As we discussed that there are few existing stuff going on during encoding and decoding, this process involves some loss of data let us try to understand what kind of data we are loosing, In these we will see about
- chroma Subsampling
- Compression using IBP policy
A detailed look into this can be taken from this excellent repo called intro digital video
chroma subsampling
Our eye is more specific to luminosity than the chromocene, this particular reason make us feel that the chromocene is not so important feature, so we can reduce its data, even go further and remove the humid part of image completely because we are less sensitive changes in red colour, this introduces to new space called Ycbcr color space (it was ycv earlier)
We reduce the data to such level the .H264 codecs maintains 4:2:0 of Ycbcr, that means for every 4 pixels of Y we have only 2 pixels of cb and the cr component is completely removed
IBP frames
- An I-frame (reference, keyframe, intra) is a self-contained frame. It doesn't rely on anything to be rendered, an I-frame looks similar to a static photo. The first frame is usually an I-frame but we'll see I-frames inserted regularly among other types of frames.
- A P-frame takes advantage of the fact that almost always the current picture can be rendered using the previous frame. For instance, in the second frame, the only change was the ball that moved forward.
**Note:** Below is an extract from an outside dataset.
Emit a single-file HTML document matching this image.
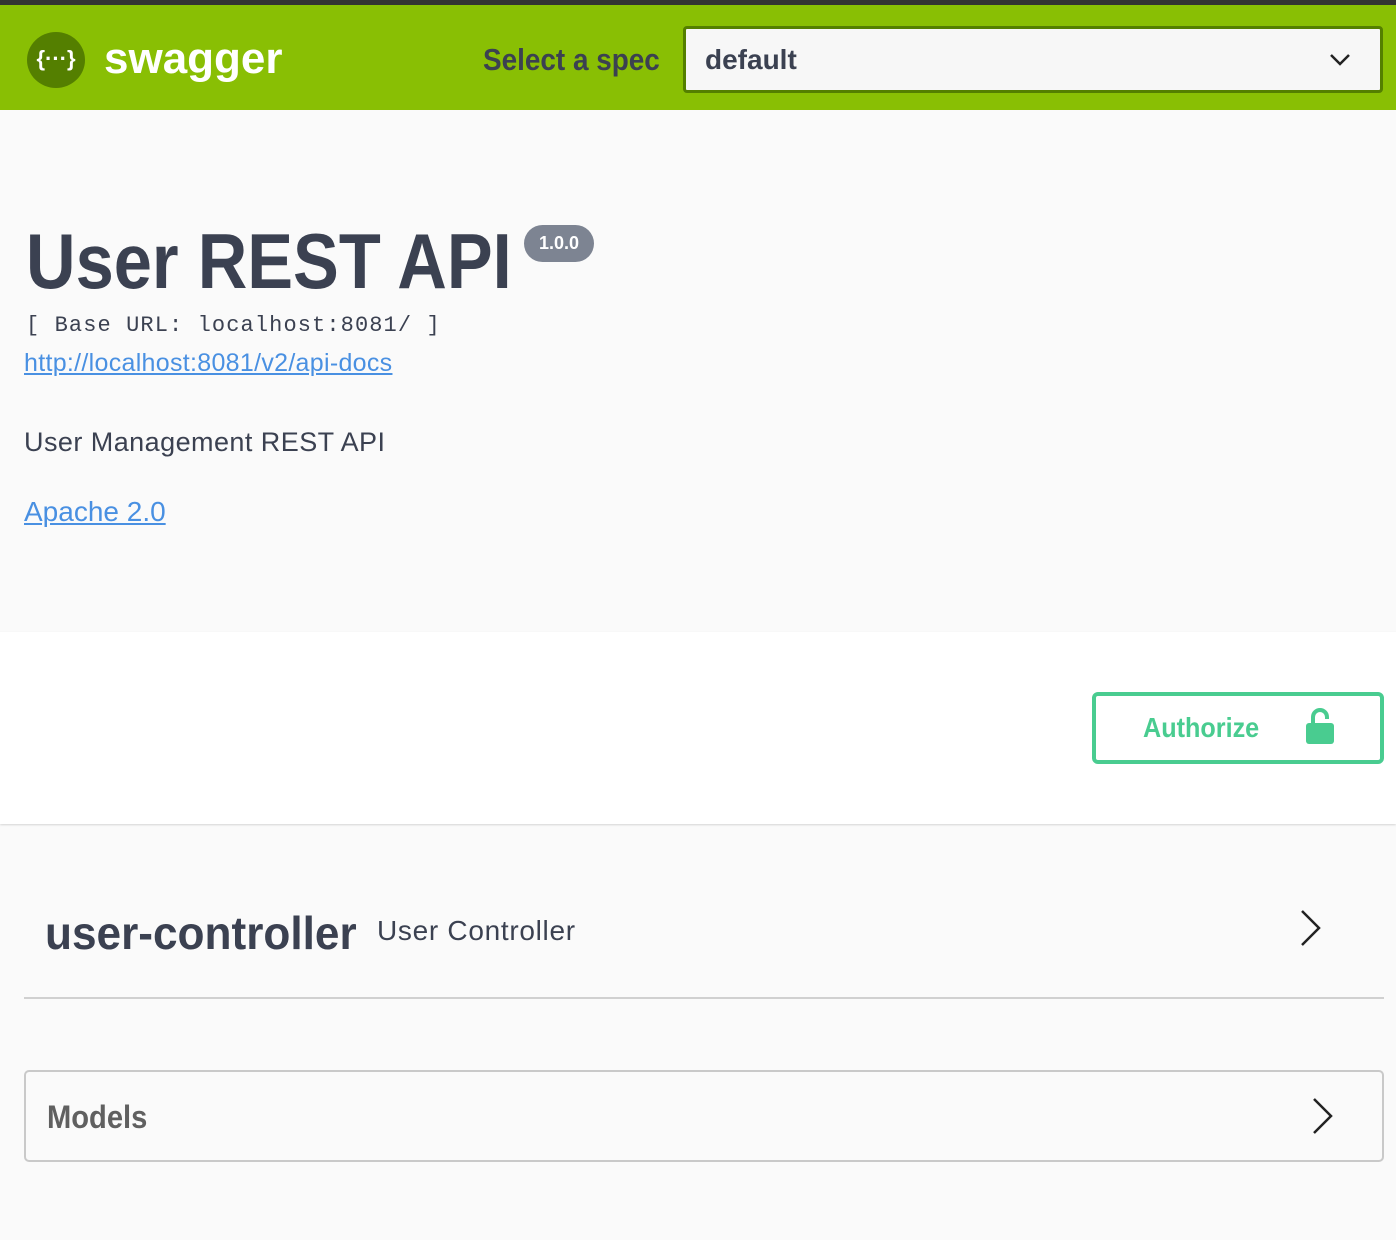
<!DOCTYPE html>
<html><head><style>
*{margin:0;padding:0;box-sizing:border-box}
body{width:1396px;height:1240px;background:#fafafa;font-family:"Liberation Sans",sans-serif;color:#3b4151;position:relative;overflow:hidden}
.abs{position:absolute}
.sx{transform-origin:0 0;white-space:nowrap}
</style></head><body>
<div class="abs" style="left:0;top:0;width:1396px;height:5px;background:#333"></div>
<div class="abs" style="left:0;top:5px;width:1396px;height:105px;background:#89bf04"></div>
<div class="abs" style="left:27px;top:32px;width:58px;height:56px;border-radius:50%;background:#547f00;color:#fff;font-size:22px;font-weight:bold;text-align:center;line-height:54px">{···}</div>
<div class="abs" style="left:104px;top:34px;font-size:44px;font-weight:bold;color:#fff">swagger</div>
<div class="abs sx" style="left:483px;top:42px;font-size:31px;font-weight:bold;color:#3b4151;transform:scaleX(0.9)">Select a spec</div>
<div class="abs" style="left:683px;top:26px;width:700px;height:67px;border:3px solid #547f00;border-radius:4px;background:#f7f7f7"></div>
<div class="abs" style="left:705px;top:44px;font-size:28px;font-weight:bold;color:#3b4151">default</div>
<svg class="abs" style="left:1328px;top:50px" width="24" height="20"><path d="M3 5l9 9 9-9" stroke="#222" stroke-width="2.5" fill="none"/></svg>

<div class="abs sx" style="left:26px;top:216px;font-size:78px;font-weight:bold;color:#3b4151;transform:scaleX(0.88)">User REST API</div>
<div class="abs" style="left:524px;top:225px;width:70px;height:37px;border-radius:19px;background:#7d8492;color:#fff;font-weight:bold;font-size:18px;text-align:center;line-height:37px">1.0.0</div>
<div class="abs" style="left:26px;top:313px;font-family:'Liberation Mono',monospace;font-size:22px;letter-spacing:1.1px;color:#3b4151">[ Base URL: localhost:8081/ ]</div>
<div class="abs" style="left:24px;top:349px;font-size:25px;color:#4990e2;text-decoration:underline;letter-spacing:0.3px">http://localhost:8081/v2/api-docs</div>
<div class="abs" style="left:24px;top:427px;font-size:27px;color:#3b4151;letter-spacing:0.45px">User Management REST API</div>
<div class="abs" style="left:24px;top:496px;font-size:28px;color:#4990e2;text-decoration:underline">Apache 2.0</div>

<div class="abs" style="left:0;top:632px;width:1396px;height:192px;background:#fff;box-shadow:0 1px 2px rgba(0,0,0,.15)"></div>
<div class="abs" style="left:1092px;top:692px;width:292px;height:72px;border:4px solid #49cc90;border-radius:6px;background:#fff"></div>
<div class="abs sx" style="left:1143px;top:712px;font-size:28px;font-weight:bold;color:#49cc90;transform:scaleX(0.9)">Authorize</div>
<svg class="abs" style="left:1304px;top:706px" width="32" height="40"><path d="M9 18V11a7 7 0 0 1 14 0v2" stroke="#49cc90" stroke-width="4" fill="none"/><rect x="2" y="17" width="28" height="21" rx="3" fill="#49cc90"/></svg>

<div class="abs sx" style="left:45px;top:906px;font-size:46px;font-weight:bold;color:#3b4151;transform:scaleX(0.96)">user-controller</div>
<div class="abs" style="left:377px;top:915px;font-size:28px;color:#3b4151;letter-spacing:0.7px">User Controller</div>
<svg class="abs" style="left:1296px;top:908px" width="30" height="40"><path d="M6 3l17 17-17 17" stroke="#222" stroke-width="2.5" fill="none"/></svg>
<div class="abs" style="left:24px;top:997px;width:1360px;height:2px;background:#d0d0d0"></div>

<div class="abs" style="left:24px;top:1070px;width:1360px;height:92px;border:2px solid #c9c9c9;border-radius:5px"></div>
<div class="abs sx" style="left:47px;top:1099px;font-size:32px;font-weight:bold;color:#606060;transform:scaleX(0.91)">Models</div>
<svg class="abs" style="left:1308px;top:1096px" width="30" height="40"><path d="M6 3l17 17-17 17" stroke="#222" stroke-width="2.5" fill="none"/></svg>
</body></html>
We can rebuild frame 1, only using the difference and referencing to the previous frame.
- What about referencing the past and future frames to provide even a better compression?! That's basically what a B-frame is.
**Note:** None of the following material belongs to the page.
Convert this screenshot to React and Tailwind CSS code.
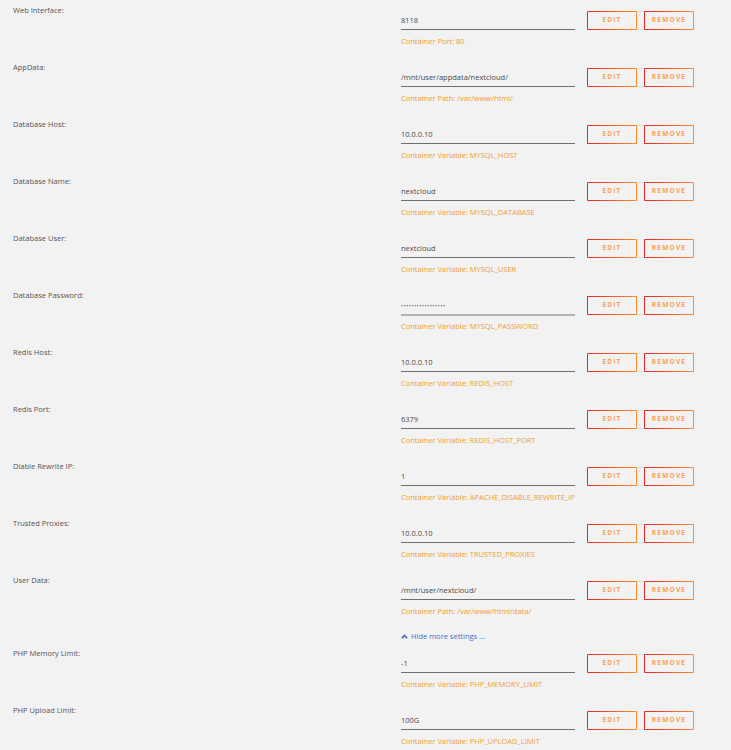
import React from "react";

const rows = [
  { label: "Web Interface:", value: "8118", desc: "Container Port: 80" },
  { label: "AppData:", value: "/mnt/user/appdata/nextcloud/", desc: "Container Path: /var/www/html/" },
  { label: "Database Host:", value: "10.0.0.10", desc: "Container Variable: MYSQL_HOST" },
  { label: "Database Name:", value: "nextcloud", desc: "Container Variable: MYSQL_DATABASE" },
  { label: "Database User:", value: "nextcloud", desc: "Container Variable: MYSQL_USER" },
  { label: "Database Password:", value: "•••••••••••••••••", desc: "Container Variable: MYSQL_PASSWORD", pw: true },
  { label: "Redis Host:", value: "10.0.0.10", desc: "Container Variable: REDIS_HOST" },
  { label: "Redis Port:", value: "6379", desc: "Container Variable: REDIS_HOST_PORT" },
  { label: "Diable Rewrite IP:", value: "1", desc: "Container Variable: APACHE_DISABLE_REWRITE_IP" },
  { label: "Trusted Proxies:", value: "10.0.0.10", desc: "Container Variable: TRUSTED_PROXIES" },
  { label: "User Data:", value: "/mnt/user/nextcloud/", desc: "Container Path: /var/www/html/data/" },
];

const rows2 = [
  { label: "PHP Memory Limit:", value: "-1", desc: "Container Variable: PHP_MEMORY_LIMIT" },
  { label: "PHP Upload Limit:", value: "100G", desc: "Container Variable: PHP_UPLOAD_LIMIT" },
];

function Btn({ children }) {
  return (
    <div className="w-[50px] h-[19px] border border-transparent rounded-[1px] flex items-center justify-center [background:linear-gradient(#f2f2f2,#f2f2f2)_padding-box,linear-gradient(to_right,#e22828,#ff8c2f)_border-box]">
      <span className="text-[6.5px] font-bold tracking-[1.2px] text-[#f7a25a] leading-none">{children}</span>
    </div>
  );
}

function Row({ r }) {
  return (
    <div className="flex h-[57px]">
      <div className="w-[401px] pl-[13px] pt-[5px] text-[7.5px] leading-[10px] text-[#555]">{r.label}</div>
      <div className="flex flex-col">
        <div className="flex">
          <div
            className={
              "w-[174px] pt-[15px] text-[7.5px] leading-[10px] text-[#4a4a4a] " +
              (r.pw ? "border-b-2 border-[#b4b4b4] h-[31px]" : "border-b border-[#6e6e6e] h-[30px]")
            }
          >
            {r.pw ? <span className="text-[5px] tracking-[0.75px] text-[#444]">{r.value}</span> : r.value}
          </div>
          <div className="ml-[12px] mt-[11px] flex gap-[7px]">
            <Btn>EDIT</Btn>
            <Btn>REMOVE</Btn>
          </div>
        </div>
        <div className={"text-[7.5px] leading-[10px] text-[#f0a030] " + (r.pw ? "mt-[5px]" : "mt-[6px]")}>{r.desc}</div>
      </div>
    </div>
  );
}

export default function App() {
  return (
    <div className="w-[731px] h-[750px] overflow-hidden bg-[#f2f2f2] font-['Open_Sans',sans-serif]">
      {rows.map((r, i) => (
        <Row key={i} r={r} />
      ))}
      <div className="h-[14px] mt-[2px] pl-[401px] flex items-center gap-[3px] text-[7.5px] leading-[10px] text-[#486dba]">
        <svg width="7" height="5" viewBox="0 0 7 5" className="mt-[1px]">
          <path d="M0.8 4.2 L3.5 1.4 L6.2 4.2" fill="none" stroke="#486dba" strokeWidth="1.6" />
        </svg>
        <span>Hide more settings ...</span>
      </div>
      {rows2.map((r, i) => (
        <Row key={i} r={r} />
      ))}
    </div>
  );
}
After this we remove all the high frequency information from these P and B frames
Is Temporal Overrated ?
- The initial phase of video super resolution was stacking images and using existing SISR models to achieve Super resolution
- Later the temporal part came into play and people started to make a big model or make existing models too Recurrent to include the temporal information, but what is the importance of temporal information can’t just this image be sufficient to get Super resolution image ?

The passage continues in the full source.